State v. Rowland

Citation33 N.W. 137,72 Iowa 327
PartiesSTATE v. ROWLAND.
Decision Date09 June 1887
CourtUnited States State Supreme Court of Iowa

OPINION TEXT STARTS HERE

Appeal from district court, Clarke county.

Defendant was indicted and convicted of grand larceny, and now appeals to this court.M. L. Temple, for appellant.

A. J. Baker, Atty. Gen., for the State.

BECK, J.

1. The indictment charges the defendant with stealing four head of cattle. It is insisted that the evidence fails to connect him with the larceny which is clearly established. But, in our opinion, the most that can be said upon this point is that it is a case of conflict of evidence. The defendant was identified by several witnesses as the person, or one of the persons, seen driving cattle on the road to the butchers to whom the stolen cattle were sold. That the cattle sold to the butcher were stolen cannot be doubted. An accomplice in the crime testified to defendant's guilt, and his evidence is corroborated by other testimony. The defendant attempted to establish an alibi, but the evidence bearing upon this point was also conflicting. We think there is no ground to hold that the verdict is not the expression of the conclusion of the jury reached in the honest and intelligent exercise of their discretion.

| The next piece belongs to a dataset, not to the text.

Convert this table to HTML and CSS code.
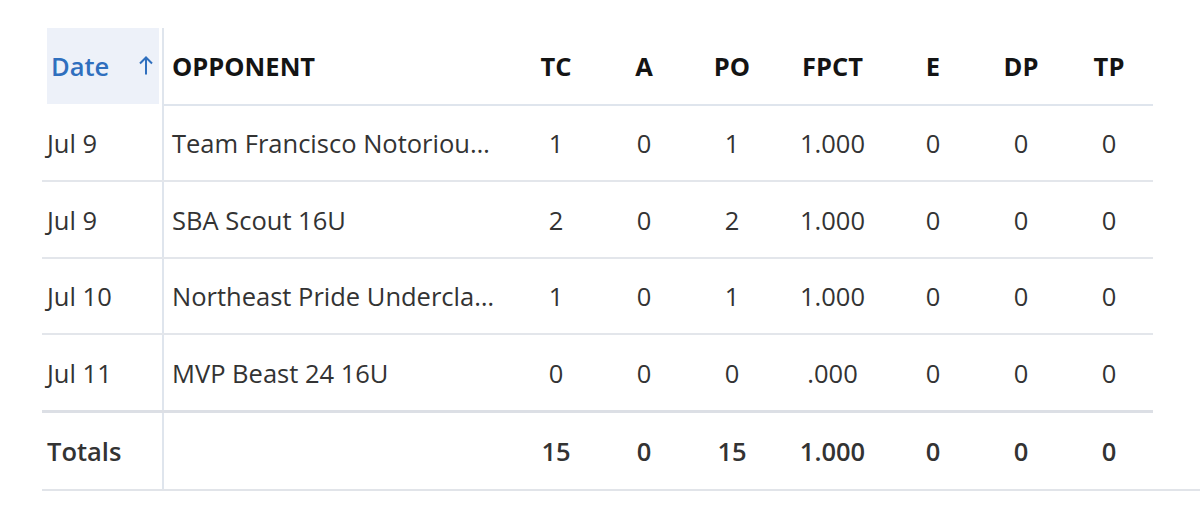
FILE: index.html
```html
<!DOCTYPE html>
<html>
<head>
<meta charset="utf-8">
<link rel="stylesheet" href="styles.css">
</head>
<body>
<div class="wrap">
<table class="stats">
  <colgroup>
    <col class="c-date"><col class="c-opp"><col class="c-n"><col class="c-n"><col class="c-n"><col class="c-fpct"><col class="c-n"><col class="c-n"><col class="c-n">
  </colgroup>
  <thead>
    <tr>
      <th class="date"><div class="sort"><span>Date</span><svg class="arrow" width="14" height="19" viewBox="0 0 14 19"><path d="M7 18.5V1.5M1 7.5L7 1.5L13 7.5" fill="none" stroke="currentColor" stroke-width="2"/></svg></div></th>
      <th class="opp">OPPONENT</th>
      <th>TC</th><th>A</th><th>PO</th><th>FPCT</th><th>E</th><th>DP</th><th>TP</th>
    </tr>
  </thead>
  <tbody>
    <tr><td class="date">Jul 9</td><td class="opp">Team Francisco Notorious 16U</td><td>1</td><td>0</td><td>1</td><td>1.000</td><td>0</td><td>0</td><td>0</td></tr>
    <tr><td class="date">Jul 9</td><td class="opp">SBA Scout 16U</td><td>2</td><td>0</td><td>2</td><td>1.000</td><td>0</td><td>0</td><td>0</td></tr>
    <tr><td class="date">Jul 10</td><td class="opp">Northeast Pride Underclass 16U</td><td>1</td><td>0</td><td>1</td><td>1.000</td><td>0</td><td>0</td><td>0</td></tr>
    <tr><td class="date">Jul 11</td><td class="opp">MVP Beast 24 16U</td><td>0</td><td>0</td><td>0</td><td>.000</td><td>0</td><td>0</td><td>0</td></tr>
  </tbody>
  <tfoot>
    <tr><td class="date">Totals</td><td class="opp"></td><td>15</td><td>0</td><td>15</td><td>1.000</td><td>0</td><td>0</td><td>0</td></tr>
  </tfoot>
</table>
</div>
</body>
</html>
```
FILE: styles.css
```css
html, body {
  margin: 0;
  padding: 0;
  background: #ffffff;
}
body {
  font-family: "Open Sans", "Noto Sans", sans-serif;
  color: #333333;
}
.wrap {
  margin: 28px 0 0 42px;
  border-bottom: 2px solid #e1e4e9;
}
.stats {
  width: 1110px;
  border-collapse: collapse;
  table-layout: fixed;
  font-size: 25.5px;
}
.c-date { width: 121px; }
.c-opp { width: 349px; }
.c-n { width: 88px; }
.c-fpct { width: 113px; }
.stats th,
.stats td {
  padding: 0;
  text-align: center;
  white-space: nowrap;
  overflow: hidden;
  text-overflow: ellipsis;
}
.stats th {
  height: 76px;
  font-weight: 700;
  color: #141414;
  border-bottom: 2px solid #dfe5ed;
}
.stats th.date {
  border-bottom: none;
  text-align: left;
  vertical-align: top;
}
.sort {
  margin: 0 3px 0 5px;
  height: 76px;
  background: #edf1f9;
  color: #2f6fbe;
  display: flex;
  align-items: center;
  justify-content: space-between;
  padding: 0 6px 0 4px;
  font-weight: 600;
}
.arrow {
  display: block;
  margin-top: -2px;
}
.stats .date {
  border-right: 2px solid #dfe5ed;
}
.stats td {
  height: 74px;
  border-bottom: 2px solid #e3e6eb;
}
.stats tbody tr:nth-child(2) td,
.stats tbody tr:nth-child(4) td {
  height: 75px;
}
.stats td.date {
  text-align: left;
  padding-left: 5px;
}
.stats .opp {
  text-align: left;
  padding-left: 8px;
  padding-right: 12px;
}
.stats tfoot td {
  height: 76px;
  font-weight: 600;
  color: #333333;
  border-top: 3px solid #dcdfe5;
  border-bottom: none;
}
```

2. The defendant petitioned for a change of venue on the ground of prejudice and excitement against him in the county, and supported his petition by affidavits of himself and three others. The state filed contradictory affidavits. The record does not show that the district court failed rightly to exercise the lawful discretion with which it is clothed in applications of this kind. We cannot say, upon consideration of the record before us, that justice required the venue of the case to be changed.

3. The district court instructed the jury that the alibi relied upon by defendant, in order to authorize a verdict of acquittal, must be established by a preponderance of the evidence. While counsel for defendant complains of the instructions, he does not deny that the rule it announces is the recognized doctrine of this court. See State v. Hamilton, 57 Iowa, 596, 11 N. W. Rep. 5;State v. Reed, 62 Iowa, 40, 17 N. W. Rep. 150.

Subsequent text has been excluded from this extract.